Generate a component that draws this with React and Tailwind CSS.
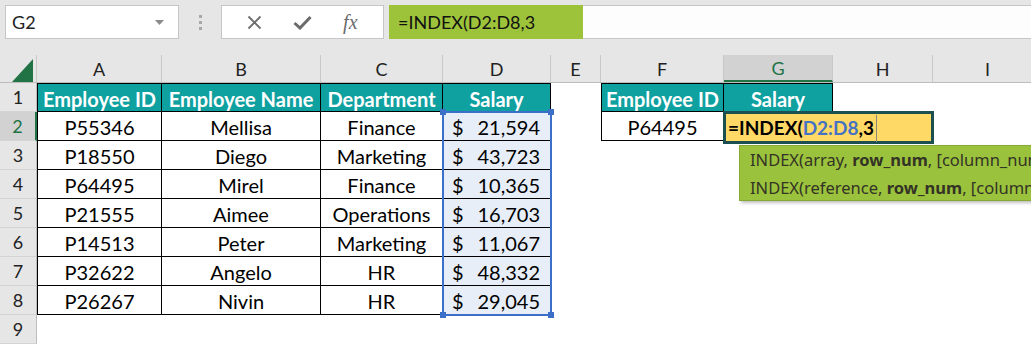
import React from "react";

const cols = [
  { key: "A", w: "w-[125px]" },
  { key: "B", w: "w-[159px]" },
  { key: "C", w: "w-[122px]" },
  { key: "D", w: "w-[108px]" },
  { key: "E", w: "w-[50px]" },
  { key: "F", w: "w-[123px]" },
  { key: "G", w: "w-[109px]" },
  { key: "H", w: "w-[100px]" },
  { key: "I", w: "w-[110px]" },
];

const employees = [
  ["P55346", "Mellisa", "Finance", "21,594"],
  ["P18550", "Diego", "Marketing", "43,723"],
  ["P64495", "Mirel", "Finance", "10,365"],
  ["P21555", "Aimee", "Operations", "16,703"],
  ["P14513", "Peter", "Marketing", "11,067"],
  ["P32622", "Angelo", "HR", "48,332"],
  ["P26267", "Nivin", "HR", "29,045"],
];

const cellFont = { fontFamily: "Lato, 'Open Sans', sans-serif" };

function Cell({ w, className = "", children }) {
  return (
    <div className={`${w} h-[29px] shrink-0 flex items-center justify-center pt-[2px] text-[20px] text-black ${className}`}>
      {children}
    </div>
  );
}

function RowHead({ n, active }) {
  return (
    <div
      className={`w-[37px] h-[29px] shrink-0 flex items-center justify-center pt-[1px] text-[18px] border-b border-[#d4d4d4] ${
        active
          ? "bg-[#d2d2d2] text-[#217346] border-r-2 border-r-[#217346]"
          : "bg-[#e6e6e6] text-[#222] border-r border-r-[#bcbcbc]"
      }`}
    >
      {n}
    </div>
  );
}

function SheetRow({ n, children }) {
  return (
    <div className="flex">
      <RowHead n={n} active={n === 2} />
      {children}
    </div>
  );
}

export default function App() {
  const t = "border-r border-b border-black";
  return (
    <div className="relative w-[1031px] h-[344px] overflow-hidden bg-white" style={cellFont}>
      {/* formula bar */}
      <div className="h-[55px] bg-[#e6e6e6] flex items-start pt-[5px]">
        <div className="ml-[5px] w-[174px] h-[34px] bg-white border border-[#c6c6c6] flex items-center justify-between pl-[6px] pr-[14px]">
          <span className="text-[18px] text-[#222]">G2</span>
          <svg width="9" height="5" viewBox="0 0 9 5">
            <polygon points="0,0 9,0 4.5,5" fill="#8a8a8a" />
          </svg>
        </div>
        <div className="w-[42px] h-[34px] flex flex-col items-center justify-center gap-[3px]">
          <span className="w-[3px] h-[3px] bg-[#a8a8a8]" />
          <span className="w-[3px] h-[3px] bg-[#a8a8a8]" />
          <span className="w-[3px] h-[3px] bg-[#a8a8a8]" />
        </div>
        <div className="flex-1 h-[34px] flex">
          <div className="w-[163px] h-full bg-white border border-[#c6c6c6] flex items-center justify-around px-[10px]">
            <svg width="15" height="15" viewBox="0 0 15 15">
              <path d="M1.5 1.5 L13.5 13.5 M13.5 1.5 L1.5 13.5" stroke="#6b6b6b" strokeWidth="1.8" />
            </svg>
            <svg width="19" height="15" viewBox="0 0 19 15">
              <path d="M1.5 8 L7 13 L17.5 2" stroke="#6b6b6b" strokeWidth="3" fill="none" />
            </svg>
            <span className="text-[20px] italic text-[#6b6b6b]" style={{ fontFamily: "'Liberation Serif', serif" }}>
              fx
            </span>
          </div>
          <div className="w-[5px]" />
          <div className="w-[194px] h-full bg-[#9dc33b] flex items-center pl-[9px] text-[18px] text-[#111]">
            =INDEX(D2:D8,3
          </div>
          <div className="flex-1 h-full bg-[#fdfdfd] border-y border-[#c6c6c6]" />
        </div>
      </div>

      {/* column headers */}
      <div className="flex h-[28px] bg-[#e6e6e6] border-b border-[#bcbcbc]">
        <div className="w-[37px] h-full shrink-0 flex items-end justify-end pr-[3px] border-r border-[#c9c9c9]">
          <svg width="21" height="23" viewBox="0 0 21 23">
            <polygon points="21,0 21,23 0,23" fill="#217346" />
          </svg>
        </div>
        {cols.map((c) => (
          <div
            key={c.key}
            className={`${c.w} h-full shrink-0 flex items-center justify-center pt-[1px] text-[18px] border-r border-[#c9c9c9] ${
              c.key === "G" ? "bg-[#d2d2d2] text-[#217346] border-b-2 border-b-[#217346]" : "text-[#222]"
            }`}
          >
            {c.key}
          </div>
        ))}
      </div>

      {/* row 1 */}
      <SheetRow n={1}>
        <Cell w="w-[125px]" className={`${t} border-t border-l bg-[#0fa0a0] text-white font-bold`}>Employee ID</Cell>
        <Cell w="w-[159px]" className={`${t} border-t bg-[#0fa0a0] text-white font-bold`}>Employee Name</Cell>
        <Cell w="w-[122px]" className={`${t} border-t bg-[#0fa0a0] text-white font-bold`}>Department</Cell>
        <Cell w="w-[108px]" className={`${t} border-t bg-[#0fa0a0] text-white font-bold`}>Salary</Cell>
        <Cell w="w-[50px]" />
        <Cell w="w-[123px]" className={`${t} border-t border-l bg-[#0fa0a0] text-white font-bold`}>Employee ID</Cell>
        <Cell w="w-[109px]" className={`${t} border-t bg-[#0fa0a0] text-white font-bold`}>Salary</Cell>
      </SheetRow>

      {employees.map((e, i) => (
        <SheetRow key={e[0]} n={i + 2}>
          <Cell w="w-[125px]" className={`${t} border-l`}>{e[0]}</Cell>
          <Cell w="w-[159px]" className={t}>{e[1]}</Cell>
          <Cell w="w-[122px]" className={t}>{e[2]}</Cell>
          <Cell w="w-[108px]" className={`${t} bg-[#e8eef8] !justify-between pl-[9px] pr-[10px]`}>
            <span>$</span>
            <span>{e[3]}</span>
          </Cell>
          {i === 0 && (
            <>
              <Cell w="w-[50px]" />
              <Cell w="w-[123px]" className={`${t} border-l`}>P64495</Cell>
              <Cell w="w-[109px]" className={t} />
            </>
          )}
        </SheetRow>
      ))}
      <SheetRow n={9} />

      {/* selection D2:D8 */}
      <div className="absolute left-[442px] top-[111px] w-[110px] h-[205px] border-2 border-[#3b6fc8] pointer-events-none">
        <span className="absolute -left-[4px] -top-[4px] w-[6px] h-[6px] bg-[#3b6fc8]" />
        <span className="absolute -right-[4px] -top-[4px] w-[6px] h-[6px] bg-[#3b6fc8]" />
        <span className="absolute -left-[4px] -bottom-[4px] w-[6px] h-[6px] bg-[#3b6fc8]" />
        <span className="absolute -right-[4px] -bottom-[4px] w-[6px] h-[6px] bg-[#3b6fc8]" />
      </div>

      {/* editing cell G2 */}
      <div className="absolute left-[723px] top-[111px] w-[211px] h-[33px] border-[3px] border-[#1c4f4f] bg-[#ffd966] flex items-center pl-[2px] pt-[1px] text-[19px] font-bold text-black">
        <span>=INDEX(</span>
        <span className="text-[#4472c4]">D2:D8</span>
        <span>,3</span>
        <span className="ml-[2px] w-px h-[27px] bg-[#8a8a7a]" />
      </div>

      {/* function tooltip */}
      <div
        className="absolute left-[739px] top-[145px] w-[320px] h-[56px] bg-[#9bc23c] border border-[#86a834] shadow-[2px_2px_3px_rgba(0,0,0,0.25)] pl-[10px] text-[16.5px] leading-[28px] text-[#333326] whitespace-nowrap"
        style={{ fontFamily: "'Noto Sans', 'Open Sans', sans-serif" }}
      >
        <div>
          INDEX(array, <b>row_num</b>, [column_num])
        </div>
        <div>
          INDEX(reference, <b>row_num</b>, [column_num], [area_num])
        </div>
      </div>
    </div>
  );
}
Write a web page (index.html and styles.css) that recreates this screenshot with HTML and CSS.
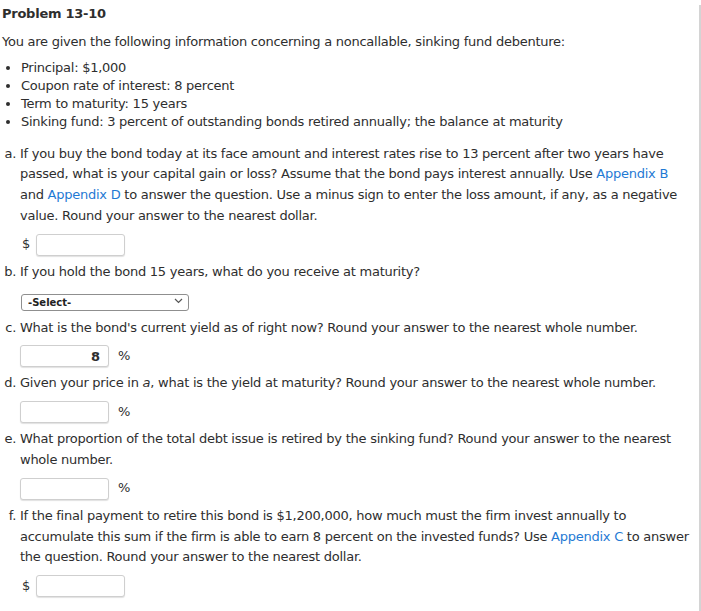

++++++++++++++++++++

Skip the images and write out the rest of the listing exactly.

Generate a component that draws this with React and Tailwind CSS.
import React from "react";

const cols = [
  { key: "A", w: "w-[125px]" },
  { key: "B", w: "w-[159px]" },
  { key: "C", w: "w-[122px]" },
  { key: "D", w: "w-[108px]" },
  { key: "E", w: "w-[50px]" },
  { key: "F", w: "w-[123px]" },
  { key: "G", w: "w-[109px]" },
  { key: "H", w: "w-[100px]" },
  { key: "I", w: "w-[110px]" },
];

const employees = [
  ["P55346", "Mellisa", "Finance", "21,594"],
  ["P18550", "Diego", "Marketing", "43,723"],
  ["P64495", "Mirel", "Finance", "10,365"],
  ["P21555", "Aimee", "Operations", "16,703"],
  ["P14513", "Peter", "Marketing", "11,067"],
  ["P32622", "Angelo", "HR", "48,332"],
  ["P26267", "Nivin", "HR", "29,045"],
];

const cellFont = { fontFamily: "Lato, 'Open Sans', sans-serif" };

function Cell({ w, className = "", children }) {
  return (
    <div className={`${w} h-[29px] shrink-0 flex items-center justify-center pt-[2px] text-[20px] text-black ${className}`}>
      {children}
    </div>
  );
}

function RowHead({ n, active }) {
  return (
    <div
      className={`w-[37px] h-[29px] shrink-0 flex items-center justify-center pt-[1px] text-[18px] border-b border-[#d4d4d4] ${
        active
          ? "bg-[#d2d2d2] text-[#217346] border-r-2 border-r-[#217346]"
          : "bg-[#e6e6e6] text-[#222] border-r border-r-[#bcbcbc]"
      }`}
    >
      {n}
    </div>
  );
}

function SheetRow({ n, children }) {
  return (
    <div className="flex">
      <RowHead n={n} active={n === 2} />
      {children}
    </div>
  );
}

export default function App() {
  const t = "border-r border-b border-black";
  return (
    <div className="relative w-[1031px] h-[344px] overflow-hidden bg-white" style={cellFont}>
      {/* formula bar */}
      <div className="h-[55px] bg-[#e6e6e6] flex items-start pt-[5px]">
        <div className="ml-[5px] w-[174px] h-[34px] bg-white border border-[#c6c6c6] flex items-center justify-between pl-[6px] pr-[14px]">
          <span className="text-[18px] text-[#222]">G2</span>
          <svg width="9" height="5" viewBox="0 0 9 5">
            <polygon points="0,0 9,0 4.5,5" fill="#8a8a8a" />
          </svg>
        </div>
        <div className="w-[42px] h-[34px] flex flex-col items-center justify-center gap-[3px]">
          <span className="w-[3px] h-[3px] bg-[#a8a8a8]" />
          <span className="w-[3px] h-[3px] bg-[#a8a8a8]" />
          <span className="w-[3px] h-[3px] bg-[#a8a8a8]" />
        </div>
        <div className="flex-1 h-[34px] flex">
          <div className="w-[163px] h-full bg-white border border-[#c6c6c6] flex items-center justify-around px-[10px]">
            <svg width="15" height="15" viewBox="0 0 15 15">
              <path d="M1.5 1.5 L13.5 13.5 M13.5 1.5 L1.5 13.5" stroke="#6b6b6b" strokeWidth="1.8" />
            </svg>
            <svg width="19" height="15" viewBox="0 0 19 15">
              <path d="M1.5 8 L7 13 L17.5 2" stroke="#6b6b6b" strokeWidth="3" fill="none" />
            </svg>
            <span className="text-[20px] italic text-[#6b6b6b]" style={{ fontFamily: "'Liberation Serif', serif" }}>
              fx
            </span>
          </div>
          <div className="w-[5px]" />
          <div className="w-[194px] h-full bg-[#9dc33b] flex items-center pl-[9px] text-[18px] text-[#111]">
            =INDEX(D2:D8,3
          </div>
          <div className="flex-1 h-full bg-[#fdfdfd] border-y border-[#c6c6c6]" />
        </div>
      </div>

      {/* column headers */}
      <div className="flex h-[28px] bg-[#e6e6e6] border-b border-[#bcbcbc]">
        <div className="w-[37px] h-full shrink-0 flex items-end justify-end pr-[3px] border-r border-[#c9c9c9]">
          <svg width="21" height="23" viewBox="0 0 21 23">
            <polygon points="21,0 21,23 0,23" fill="#217346" />
          </svg>
        </div>
        {cols.map((c) => (
          <div
            key={c.key}
            className={`${c.w} h-full shrink-0 flex items-center justify-center pt-[1px] text-[18px] border-r border-[#c9c9c9] ${
              c.key === "G" ? "bg-[#d2d2d2] text-[#217346] border-b-2 border-b-[#217346]" : "text-[#222]"
            }`}
          >
            {c.key}
          </div>
        ))}
      </div>

      {/* row 1 */}
      <SheetRow n={1}>
        <Cell w="w-[125px]" className={`${t} border-t border-l bg-[#0fa0a0] text-white font-bold`}>Employee ID</Cell>
        <Cell w="w-[159px]" className={`${t} border-t bg-[#0fa0a0] text-white font-bold`}>Employee Name</Cell>
        <Cell w="w-[122px]" className={`${t} border-t bg-[#0fa0a0] text-white font-bold`}>Department</Cell>
        <Cell w="w-[108px]" className={`${t} border-t bg-[#0fa0a0] text-white font-bold`}>Salary</Cell>
        <Cell w="w-[50px]" />
        <Cell w="w-[123px]" className={`${t} border-t border-l bg-[#0fa0a0] text-white font-bold`}>Employee ID</Cell>
        <Cell w="w-[109px]" className={`${t} border-t bg-[#0fa0a0] text-white font-bold`}>Salary</Cell>
      </SheetRow>

      {employees.map((e, i) => (
        <SheetRow key={e[0]} n={i + 2}>
          <Cell w="w-[125px]" className={`${t} border-l`}>{e[0]}</Cell>
          <Cell w="w-[159px]" className={t}>{e[1]}</Cell>
          <Cell w="w-[122px]" className={t}>{e[2]}</Cell>
          <Cell w="w-[108px]" className={`${t} bg-[#e8eef8] !justify-between pl-[9px] pr-[10px]`}>
            <span>$</span>
            <span>{e[3]}</span>
          </Cell>
          {i === 0 && (
            <>
              <Cell w="w-[50px]" />
              <Cell w="w-[123px]" className={`${t} border-l`}>P64495</Cell>
              <Cell w="w-[109px]" className={t} />
            </>
          )}
        </SheetRow>
      ))}
      <SheetRow n={9} />

      {/* selection D2:D8 */}
      <div className="absolute left-[442px] top-[111px] w-[110px] h-[205px] border-2 border-[#3b6fc8] pointer-events-none">
        <span className="absolute -left-[4px] -top-[4px] w-[6px] h-[6px] bg-[#3b6fc8]" />
        <span className="absolute -right-[4px] -top-[4px] w-[6px] h-[6px] bg-[#3b6fc8]" />
        <span className="absolute -left-[4px] -bottom-[4px] w-[6px] h-[6px] bg-[#3b6fc8]" />
        <span className="absolute -right-[4px] -bottom-[4px] w-[6px] h-[6px] bg-[#3b6fc8]" />
      </div>

      {/* editing cell G2 */}
      <div className="absolute left-[723px] top-[111px] w-[211px] h-[33px] border-[3px] border-[#1c4f4f] bg-[#ffd966] flex items-center pl-[2px] pt-[1px] text-[19px] font-bold text-black">
        <span>=INDEX(</span>
        <span className="text-[#4472c4]">D2:D8</span>
        <span>,3</span>
        <span className="ml-[2px] w-px h-[27px] bg-[#8a8a7a]" />
      </div>

      {/* function tooltip */}
      <div
        className="absolute left-[739px] top-[145px] w-[320px] h-[56px] bg-[#9bc23c] border border-[#86a834] shadow-[2px_2px_3px_rgba(0,0,0,0.25)] pl-[10px] text-[16.5px] leading-[28px] text-[#333326] whitespace-nowrap"
        style={{ fontFamily: "'Noto Sans', 'Open Sans', sans-serif" }}
      >
        <div>
          INDEX(array, <b>row_num</b>, [column_num])
        </div>
        <div>
          INDEX(reference, <b>row_num</b>, [column_num], [area_num])
        </div>
      </div>
    </div>
  );
}
Write a web page (index.html and styles.css) that recreates this screenshot with HTML and CSS.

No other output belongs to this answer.